Prestige estate agent Fine and Country.....
Published:22 September, 2010
Author: tydemans
Prestige estate agent Fine and Country....
.....blamed property pundits for trying to talk the market into a self-fulfilling double-dip recession, after one expert accused some agents of being in denial.
While the organisation produced no figures it said that anecdotal feedback from its 200 franchised offices is that demand remains strong for 750,000-plus properties.
Chief operating officer Mike Bidwell said: ''All the evidence now points to a two-tier property market across the UK. Our offices are reporting healthy demand for those homes at or above three-quarters of a million pounds. At that level, people are still viewing, we're seeing good activity levels, and offers are being made at or just below asking prices.''
He added: ''Our analysis explains the widely contrasting reports published about the property market over the past few months. Many only reflect the position at the lower end of the market - which is a different world as far as the top 25% of homes are concerned. Our properties may not be recession proof, but they are at least recession-resistant.
''What's more, many of the more downbeat indices are based on mortgages which ignores the fact that nearly a third of UK sales are cash purchases.
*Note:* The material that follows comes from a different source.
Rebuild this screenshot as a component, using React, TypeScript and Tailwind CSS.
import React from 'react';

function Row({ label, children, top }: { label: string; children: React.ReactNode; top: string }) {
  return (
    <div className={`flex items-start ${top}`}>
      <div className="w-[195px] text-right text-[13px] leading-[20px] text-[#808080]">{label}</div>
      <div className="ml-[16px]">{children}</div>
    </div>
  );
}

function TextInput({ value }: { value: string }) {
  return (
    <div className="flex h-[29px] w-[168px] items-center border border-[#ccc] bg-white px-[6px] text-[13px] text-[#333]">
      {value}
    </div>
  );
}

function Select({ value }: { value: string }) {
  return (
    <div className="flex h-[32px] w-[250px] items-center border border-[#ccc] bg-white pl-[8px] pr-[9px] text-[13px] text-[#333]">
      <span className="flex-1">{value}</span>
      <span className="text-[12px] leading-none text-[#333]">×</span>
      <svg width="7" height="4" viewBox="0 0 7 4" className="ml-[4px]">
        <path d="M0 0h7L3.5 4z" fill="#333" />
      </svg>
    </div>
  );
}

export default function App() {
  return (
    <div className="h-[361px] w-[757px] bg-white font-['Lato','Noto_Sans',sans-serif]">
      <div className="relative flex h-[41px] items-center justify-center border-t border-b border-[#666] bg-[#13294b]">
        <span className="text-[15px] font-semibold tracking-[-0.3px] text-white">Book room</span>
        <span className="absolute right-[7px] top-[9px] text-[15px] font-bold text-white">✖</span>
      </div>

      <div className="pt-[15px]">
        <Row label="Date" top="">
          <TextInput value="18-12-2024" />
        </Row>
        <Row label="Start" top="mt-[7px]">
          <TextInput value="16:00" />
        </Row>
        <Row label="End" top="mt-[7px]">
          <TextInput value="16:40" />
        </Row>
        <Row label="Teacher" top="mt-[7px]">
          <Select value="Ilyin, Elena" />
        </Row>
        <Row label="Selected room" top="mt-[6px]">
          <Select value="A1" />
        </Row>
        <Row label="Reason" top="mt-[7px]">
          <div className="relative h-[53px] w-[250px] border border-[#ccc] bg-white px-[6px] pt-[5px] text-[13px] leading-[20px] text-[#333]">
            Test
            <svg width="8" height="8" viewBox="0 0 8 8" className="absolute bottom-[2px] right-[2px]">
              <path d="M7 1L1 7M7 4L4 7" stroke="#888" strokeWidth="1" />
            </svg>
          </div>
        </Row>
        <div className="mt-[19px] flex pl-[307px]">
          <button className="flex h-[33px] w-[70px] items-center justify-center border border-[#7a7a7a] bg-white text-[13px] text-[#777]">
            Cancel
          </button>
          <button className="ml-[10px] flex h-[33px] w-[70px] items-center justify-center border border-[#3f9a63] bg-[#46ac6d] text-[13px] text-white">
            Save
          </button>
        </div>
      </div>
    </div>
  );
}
''The negative portrayals of market conditions at the moment simply don't tally with what we're experiencing out there at the top end. It's my very real concern that some of the some of the more pessimistic pundits make fears of a double-dip recession a self-fulfilling prophecy.''
But housing analyst Henry Pryor said: ''There are still some property folk in denial, determined to assure us that the party is still in full swing.''
He said the reality is that asking prices are dropping ''at close to terminal velocity''. He added: ''It's like parachuting in the dark: hard to know how fast you're falling and impossible to see the bottom.''
He claimed that about 30% of properties for sale had had their prices 'reviewed' over the summer after average asking prices crept up to 64,000 above the average sales price recorded by the Halifax.
Pryor said: ''Part of this near-record gap reflects the greed of sellers, but those few buyers who have transacted this year have been savage, in some cases paying thousands of pounds less than the seller was seeking.''
Pryor produced research showing instances of house prices, all in the upper price bracket, having cuts of up to 28%.